Bengt Walden, also of Lake Placid, led the U.S. men in Igls with a 15th place performance, while a second run spill dropped Chris Mazdzer, of Saranac Lake, N.Y., to 32nd. Both were members of the Vancouver Olympic team as was Tony Benshoof, of White Bear Lake, Minn. Benshoof, fourth at the 2006 Winter Olympics and eighth in Vancouver, however, is on leave from the national team as he attends to his ailing mother. Bountiful’s Trent Matheson will return to the course where he learned to slide, while the fourth U.S. man will be Joe Mortensen, of Huntington Station, N.Y.

The doubles event will either become a wide-open competition due to the retirement of five Olympic sleds, or it will be dominated by the likes of Wolfgang and Andreas Linger. The Austrian brothers, with a wealth of experience, are the defending two-time Olympic gold medalists.

Christian Niccum, of Woodinville, Wash., with new partner Jayson Terdiman, of Berwick, Pa., debuted in Igls with a Nations Cup victory, followed by a fifth place in the World Cup race. The latter result secured their spot at the worlds in Italy.

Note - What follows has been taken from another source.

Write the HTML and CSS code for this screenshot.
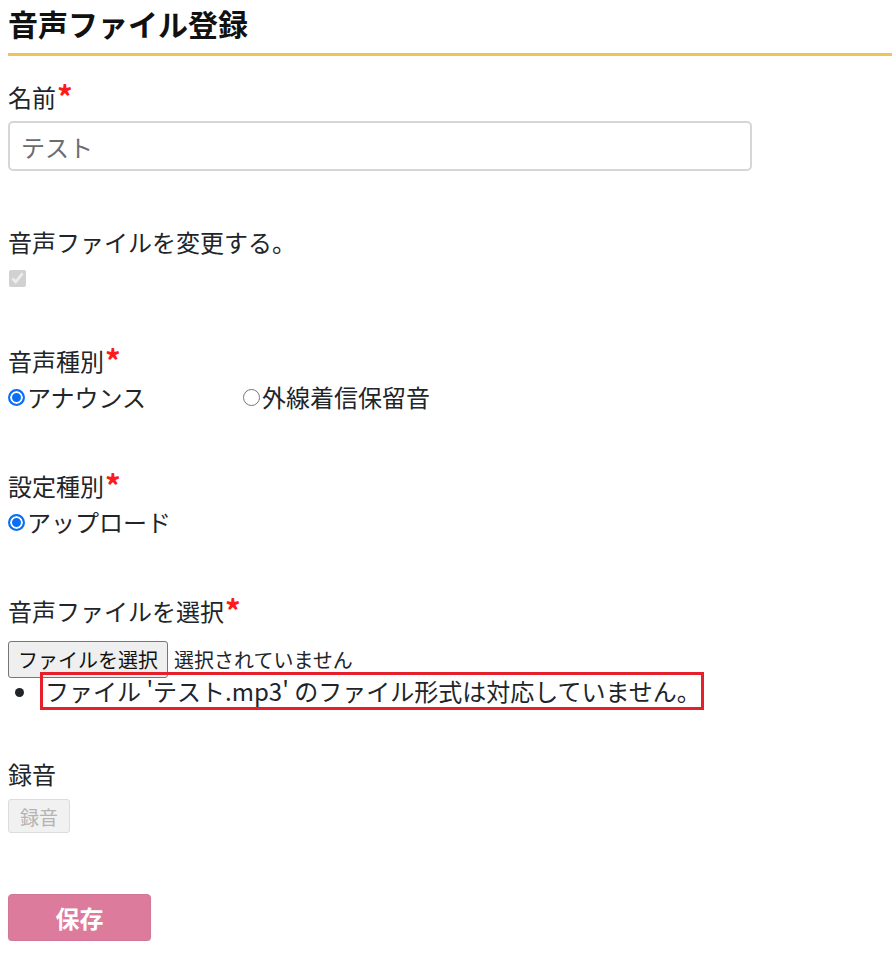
FILE: index.html
```html
<!DOCTYPE html>
<html lang="ja">

<head>
    <meta charset="UTF-8">
    <meta name="viewport" content="width=device-width, initial-scale=1.0">
    <title>音声ファイル登録</title>
    <link rel="stylesheet" href="styles.css">
</head>

<body>
    <h1 class="page-title">音声ファイル登録</h1>

    <form class="voice-form">
        <div class="form-group group-name">
            <label class="form-label" for="name">名前<span class="required">*</span></label>
            <input type="text" id="name" class="text-input" placeholder="テスト">
        </div>

        <div class="form-group group-change">
            <div class="form-label">音声ファイルを変更する。</div>
            <input type="checkbox" class="change-check" checked disabled>
        </div>

        <div class="form-group group-type">
            <div class="form-label">音声種別<span class="required">*</span></div>
            <div class="radio-row">
                <label class="radio-option"><input type="radio" name="voiceType" checked>アナウンス</label>
                <label class="radio-option"><input type="radio" name="voiceType">外線着信保留音</label>
            </div>
        </div>

        <div class="form-group group-setting">
            <div class="form-label">設定種別<span class="required">*</span></div>
            <div class="radio-row">
                <label class="radio-option"><input type="radio" name="settingType" checked>アップロード</label>
            </div>
        </div>

        <div class="form-group group-file">
            <div class="form-label">音声ファイルを選択<span class="required">*</span></div>
            <div class="file-row">
                <button type="button" class="file-button">ファイルを選択</button>
                <span class="file-name">選択されていません</span>
            </div>
            <ul class="error-list">
                <li><span class="error-text">ファイル 'テスト.mp3' のファイル形式は対応していません。</span></li>
            </ul>
        </div>

        <div class="form-group group-record">
            <div class="form-label">録音</div>
            <button type="button" class="record-button" disabled>録音</button>
        </div>

        <button type="button" class="save-button">保存</button>
    </form>
</body>

</html>
```

FILE: styles.css
```css
body {
    margin: 0;
    padding: 5px 0 0 8px;
    font-family: "Noto Sans CJK JP", "Noto Sans", sans-serif;
    color: #212529;
    background: #fff;
}

.page-title {
    margin: 0;
    padding-bottom: 12px;
    font-size: 30px;
    line-height: 36px;
    font-weight: 700;
    color: #111;
    border-bottom: 3px solid #f0c35a;
}

.form-label {
    display: block;
    font-size: 24px;
    line-height: 36px;
}

.required {
    color: #ff1a1a;
    font-weight: 700;
    font-size: 31px;
    line-height: 1;
    margin-left: 1px;
    vertical-align: -2px;
}

.group-name {
    margin-top: 23px;
}

.text-input {
    display: block;
    box-sizing: border-box;
    width: 744px;
    height: 50px;
    margin-top: 6px;
    padding: 0 11px;
    font-family: inherit;
    font-size: 24px;
    border: 2px solid #d6d6d6;
    border-radius: 5px;
    outline: none;
}

.text-input::placeholder {
    color: #6c6c6c;
}

.group-change {
    margin-top: 53px;
}

.change-check {
    display: block;
    width: 17px;
    height: 17px;
    margin: 10px 0 0 1px;
}

.group-type {
    margin-top: 56px;
}

.radio-row {
    display: flex;
    font-size: 24px;
    line-height: 36px;
}

.radio-option {
    display: flex;
    align-items: center;
    width: 235px;
}

.radio-option input {
    appearance: none;
    flex: none;
    box-sizing: border-box;
    width: 17px;
    height: 17px;
    margin: 1px 2px 0 0;
    border: 1.5px solid #767676;
    border-radius: 50%;
    background: #fff;
}

.radio-option input:checked {
    border: 2px solid #0b6ff5;
    background: #0b6ff5;
    box-shadow: inset 0 0 0 2px #fff;
}

.group-setting {
    margin-top: 53px;
}

.group-file {
    margin-top: 53px;
}

.file-row {
    display: flex;
    align-items: center;
    margin-top: 12px;
    font-size: 20px;
}

.file-button {
    box-sizing: border-box;
    width: 160px;
    height: 37px;
    padding: 0;
    font-family: inherit;
    font-size: 20px;
    color: #111;
    background: #efefef;
    border: 1px solid #767676;
    border-radius: 3px;
}

.file-name {
    margin-left: 6px;
}

.error-list {
    margin: -6px 0 0;
    padding-left: 32px;
    font-size: 24px;
    line-height: 32px;
}

.error-text {
    display: inline-block;
    padding: 0 0 0 2px;
    border: 3px solid #e5202b;
}

.group-record {
    margin-top: 46px;
}

.record-button {
    display: block;
    box-sizing: border-box;
    width: 62px;
    height: 34px;
    margin-top: 7px;
    padding: 0;
    font-family: inherit;
    font-size: 19px;
    color: #b4b4b4;
    background: #f1f1f1;
    border: 1px solid #dcdcdc;
    border-radius: 3px;
}

.save-button {
    display: block;
    width: 143px;
    height: 47px;
    margin-top: 61px;
    font-family: inherit;
    font-size: 24px;
    font-weight: 700;
    color: #fff;
    background: #dc7b9b;
    border: 1px solid #d3779a;
    border-radius: 4px;
    box-shadow: 0 1px 1px rgba(0, 0, 0, 0.15);
}
```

The second American doubles entry will feature another Utahn who learned his craft in Park City. Torino Winter Olympian Preston Griffall, of Salt Lake City, the doubles back driver for Matt Mortensen, of Huntington Station, N.Y., will try to contend for a podium place and qualify for the world championships.

"I can’t wait to head back to Park City," exclaimed Griffall. "It’s been a couple of years since we’ve had a major event there and it’s always nice to get back on home soil for a race! I grew up on the track in Park City, sliding there since I was 11 years old and the luge program had just started in Utah. Being a part of the Wasatch Luge Club and having Jon Owen as my first coach always brings back a huge sense of pride for me when I’m able to represent them in front of a home crowd."

Prior to the Park City events, the World Cup tour makes stops in Winterberg, Germany Dec. 4-5 and Calgary, Alberta, Dec. 10-11.

A total of nine World Cup races, and the World Championships in Cesana, Italy, Jan. 29-30, comprise the 2010-2011 schedule.